-- Problem to solve --
Narrow the data below down to the lines containing "code".

Items from a data source:
<<<<
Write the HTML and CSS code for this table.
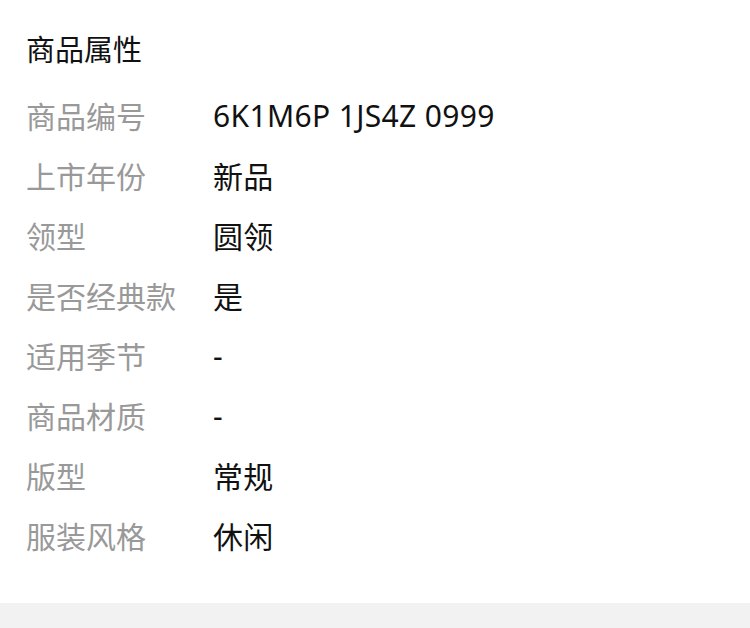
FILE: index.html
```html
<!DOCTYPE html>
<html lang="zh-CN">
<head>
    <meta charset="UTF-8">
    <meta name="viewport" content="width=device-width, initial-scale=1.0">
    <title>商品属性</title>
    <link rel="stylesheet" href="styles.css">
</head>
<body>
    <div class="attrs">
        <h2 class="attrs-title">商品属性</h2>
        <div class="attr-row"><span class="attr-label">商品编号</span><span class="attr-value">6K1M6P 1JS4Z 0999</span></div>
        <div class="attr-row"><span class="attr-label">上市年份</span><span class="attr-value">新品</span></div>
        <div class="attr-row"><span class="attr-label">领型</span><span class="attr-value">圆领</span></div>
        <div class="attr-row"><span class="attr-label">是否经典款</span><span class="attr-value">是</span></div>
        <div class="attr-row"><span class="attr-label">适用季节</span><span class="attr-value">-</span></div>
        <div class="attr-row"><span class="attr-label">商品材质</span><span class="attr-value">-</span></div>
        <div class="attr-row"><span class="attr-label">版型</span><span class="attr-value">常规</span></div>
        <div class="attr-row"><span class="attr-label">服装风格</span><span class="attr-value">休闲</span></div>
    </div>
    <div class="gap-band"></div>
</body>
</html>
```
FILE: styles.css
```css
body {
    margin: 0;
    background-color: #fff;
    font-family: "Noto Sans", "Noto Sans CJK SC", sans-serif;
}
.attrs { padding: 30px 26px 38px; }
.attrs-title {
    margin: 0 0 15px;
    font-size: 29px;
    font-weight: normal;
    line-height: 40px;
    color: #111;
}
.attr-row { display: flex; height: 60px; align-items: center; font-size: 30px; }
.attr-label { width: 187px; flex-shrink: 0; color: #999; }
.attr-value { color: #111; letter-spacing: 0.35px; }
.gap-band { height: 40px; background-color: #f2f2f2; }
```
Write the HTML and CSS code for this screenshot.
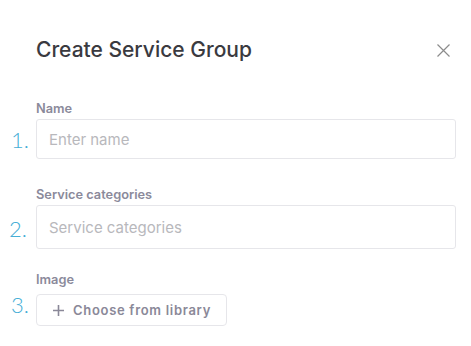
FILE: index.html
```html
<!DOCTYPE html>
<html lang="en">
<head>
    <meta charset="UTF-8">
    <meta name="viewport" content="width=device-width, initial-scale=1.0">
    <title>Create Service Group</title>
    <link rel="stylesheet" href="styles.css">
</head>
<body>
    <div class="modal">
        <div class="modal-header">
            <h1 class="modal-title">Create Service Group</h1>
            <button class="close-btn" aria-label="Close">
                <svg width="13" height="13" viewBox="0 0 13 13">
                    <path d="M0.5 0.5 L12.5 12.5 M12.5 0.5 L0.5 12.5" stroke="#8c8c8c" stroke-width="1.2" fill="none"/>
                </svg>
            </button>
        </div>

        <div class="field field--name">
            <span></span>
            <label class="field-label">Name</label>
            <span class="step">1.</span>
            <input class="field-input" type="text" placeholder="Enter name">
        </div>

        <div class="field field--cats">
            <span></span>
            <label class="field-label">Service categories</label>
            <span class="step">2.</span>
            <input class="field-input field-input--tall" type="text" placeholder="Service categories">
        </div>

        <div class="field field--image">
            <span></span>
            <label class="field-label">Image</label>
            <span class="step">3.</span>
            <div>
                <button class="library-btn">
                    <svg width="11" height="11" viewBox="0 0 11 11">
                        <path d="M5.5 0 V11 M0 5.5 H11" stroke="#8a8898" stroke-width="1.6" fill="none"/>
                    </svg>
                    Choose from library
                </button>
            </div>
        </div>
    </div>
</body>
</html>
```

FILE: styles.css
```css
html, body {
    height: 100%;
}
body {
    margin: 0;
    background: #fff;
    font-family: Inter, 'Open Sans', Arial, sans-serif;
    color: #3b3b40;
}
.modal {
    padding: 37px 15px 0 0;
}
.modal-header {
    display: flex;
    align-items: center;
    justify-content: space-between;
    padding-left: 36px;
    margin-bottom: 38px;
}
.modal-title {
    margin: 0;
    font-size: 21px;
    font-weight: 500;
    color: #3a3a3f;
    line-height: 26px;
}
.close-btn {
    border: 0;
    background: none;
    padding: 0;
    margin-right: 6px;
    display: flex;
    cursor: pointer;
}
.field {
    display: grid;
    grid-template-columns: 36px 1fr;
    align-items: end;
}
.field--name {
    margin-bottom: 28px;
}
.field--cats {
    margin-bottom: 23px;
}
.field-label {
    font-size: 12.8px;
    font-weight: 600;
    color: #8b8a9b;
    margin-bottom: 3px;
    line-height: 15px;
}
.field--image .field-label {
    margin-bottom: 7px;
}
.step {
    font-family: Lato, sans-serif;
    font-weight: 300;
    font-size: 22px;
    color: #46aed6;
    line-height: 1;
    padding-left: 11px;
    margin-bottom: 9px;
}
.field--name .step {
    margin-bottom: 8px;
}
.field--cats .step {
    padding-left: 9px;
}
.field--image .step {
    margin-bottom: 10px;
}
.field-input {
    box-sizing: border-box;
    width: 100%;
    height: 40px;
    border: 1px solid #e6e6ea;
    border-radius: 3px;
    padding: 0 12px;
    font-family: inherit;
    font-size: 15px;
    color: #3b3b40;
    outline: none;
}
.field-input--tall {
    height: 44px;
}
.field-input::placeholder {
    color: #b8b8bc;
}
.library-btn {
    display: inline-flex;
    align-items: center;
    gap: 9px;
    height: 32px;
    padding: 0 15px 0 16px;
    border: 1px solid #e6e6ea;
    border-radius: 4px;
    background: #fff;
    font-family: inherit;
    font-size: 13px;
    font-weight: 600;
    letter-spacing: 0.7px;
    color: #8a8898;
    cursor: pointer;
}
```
>>>>
-- Complete output --
Write the HTML and CSS code for this table.
Write the HTML and CSS code for this screenshot.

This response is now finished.